Many a times we take what comes on our way for granted and always think that there are yet otherr chances to come. Like how we get a job opportunity not paying much but worth the take but let our arrogance take control over us. We would rather sit lazily around than take the little that we get. The worst part of it all is when you come to realization that you made a mistake and regret but life never offers you such a chance ever again.

How many times do we annoy our parents and bring them nothing but sadness, how many times we break the only true people who ever loved us, how many times do we postpone meetings and appointments, how many of brilliant opportunities did we have and yet wasted them?

Life sometimes may offer you another chance if you are lucky enough. Maybe you wasted your teen life in drugs and illegalities but then your star starts shining on you and you get counselled and rehabilitated and you get a new start for your life and be happy again but not everything in life is the same. Some things are not meant to return or be re-lived. It could be that that particular day that you decide to stomp out of the house while yelling at your mum could be the last time you ever see her.

Beware of people’s anger on you, you may never have the chance to apologize.
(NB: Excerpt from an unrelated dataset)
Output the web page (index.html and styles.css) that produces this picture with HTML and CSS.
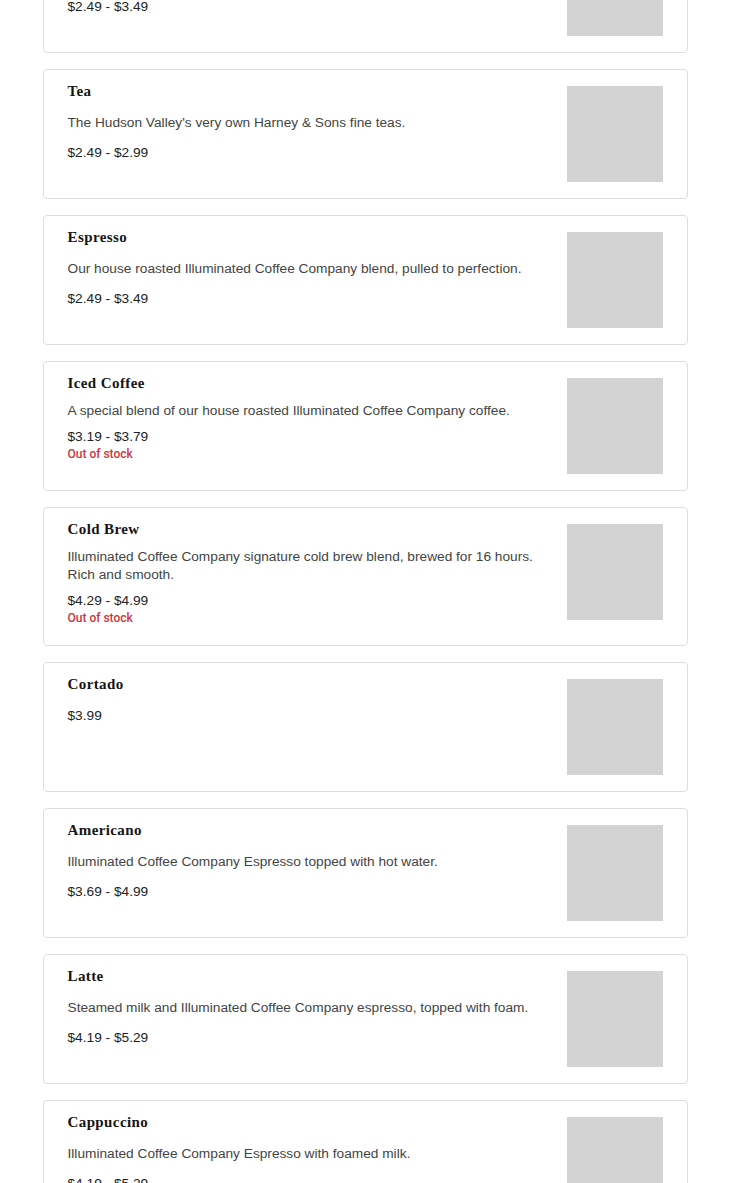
FILE: index.html
```html
<!DOCTYPE html>
<html lang="en">
<head>
<meta charset="utf-8">
<title>Menu</title>
<link rel="stylesheet" href="styles.css">
</head>
<body>
<main class="menu">
  <article class="item">
    <div class="info">
      <h3 class="name">Drip Coffee</h3>
      <p class="desc">Our house roasted Illuminated Coffee Company drip coffee.</p>
      <p class="price">$2.49 - $3.49</p>
    </div>
    <div class="thumb"></div>
  </article>
  <article class="item">
    <div class="info">
      <h3 class="name">Tea</h3>
      <p class="desc">The Hudson Valley's very own Harney &amp; Sons fine teas.</p>
      <p class="price">$2.49 - $2.99</p>
    </div>
    <div class="thumb"></div>
  </article>
  <article class="item">
    <div class="info">
      <h3 class="name">Espresso</h3>
      <p class="desc">Our house roasted Illuminated Coffee Company blend, pulled to perfection.</p>
      <p class="price">$2.49 - $3.49</p>
    </div>
    <div class="thumb"></div>
  </article>
  <article class="item item--out">
    <div class="info">
      <h3 class="name">Iced Coffee</h3>
      <p class="desc">A special blend of our house roasted Illuminated Coffee Company coffee.</p>
      <p class="price">$3.19 - $3.79</p>
      <p class="stock">Out of stock</p>
    </div>
    <div class="thumb"></div>
  </article>
  <article class="item item--out">
    <div class="info">
      <h3 class="name">Cold Brew</h3>
      <p class="desc">Illuminated Coffee Company signature cold brew blend, brewed for 16 hours. Rich and smooth.</p>
      <p class="price">$4.29 - $4.99</p>
      <p class="stock">Out of stock</p>
    </div>
    <div class="thumb"></div>
  </article>
  <article class="item">
    <div class="info">
      <h3 class="name">Cortado</h3>
      <p class="price">$3.99</p>
    </div>
    <div class="thumb"></div>
  </article>
  <article class="item">
    <div class="info">
      <h3 class="name">Americano</h3>
      <p class="desc">Illuminated Coffee Company Espresso topped with hot water.</p>
      <p class="price">$3.69 - $4.99</p>
    </div>
    <div class="thumb"></div>
  </article>
  <article class="item">
    <div class="info">
      <h3 class="name">Latte</h3>
      <p class="desc">Steamed milk and Illuminated Coffee Company espresso, topped with foam.</p>
      <p class="price">$4.19 - $5.29</p>
    </div>
    <div class="thumb"></div>
  </article>
  <article class="item">
    <div class="info">
      <h3 class="name">Cappuccino</h3>
      <p class="desc">Illuminated Coffee Company Espresso with foamed milk.</p>
      <p class="price">$4.19 - $5.29</p>
    </div>
    <div class="thumb"></div>
  </article>
  <article class="item">
    <div class="info">
      <h3 class="name">Mocha</h3>
      <p class="desc">Illuminated Coffee Company espresso with chocolate and steamed milk.</p>
      <p class="price">$4.49 - $5.49</p>
    </div>
    <div class="thumb"></div>
  </article>
</main>
</body>
</html>
```

FILE: styles.css
```css
html, body {
  margin: 0;
  padding: 0;
  background: #ffffff;
}

body {
  font-family: "Liberation Sans", Arial, sans-serif;
  color: #222222;
}

.menu {
  width: 645px;
  margin: -77px auto 0;
  display: flex;
  flex-direction: column;
  gap: 16px;
}

.item {
  display: flex;
  align-items: flex-start;
  gap: 24px;
  border: 1px solid #dddddd;
  border-radius: 4px;
  padding: 12px 24px 16px;
}

.info {
  flex: 1;
  min-width: 0;
  display: flex;
  flex-direction: column;
  gap: 12px;
}

.item--out .info {
  gap: 8px;
}

.name {
  margin: 0 0 2px;
  font-family: "Liberation Serif", "Times New Roman", serif;
  font-weight: bold;
  font-size: 15px;
  line-height: 18px;
  color: #151515;
  letter-spacing: 0.4px;
}

.desc {
  margin: 0;
  font-size: 13.7px;
  line-height: 18px;
  color: #444444;
}

.price {
  margin: 0;
  font-size: 13.7px;
  line-height: 18px;
  color: #222222;
}

.stock {
  margin: -9px 0 2px;
  font-family: Roboto, "Liberation Sans", sans-serif;
  font-weight: 500;
  font-size: 12px;
  line-height: 18px;
  color: #d0343c;
}

.thumb {
  flex: none;
  width: 96px;
  height: 96px;
  margin-top: 4px;
  background: #d3d3d3;
}
```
Beware of not caring on what you do, there will always be a time whereby your actions will backfire on you. Beware of not showing your loved ones how much they mean to you, you may never get the chance to ever do so again. Beware of ignoring meetings or appointments, that friend of yours who is about to travel may just die on his way back. Beware of postponing what you can do today to tomorrow. Beware of all the things you take for granted. Beware before you become regrettably aware.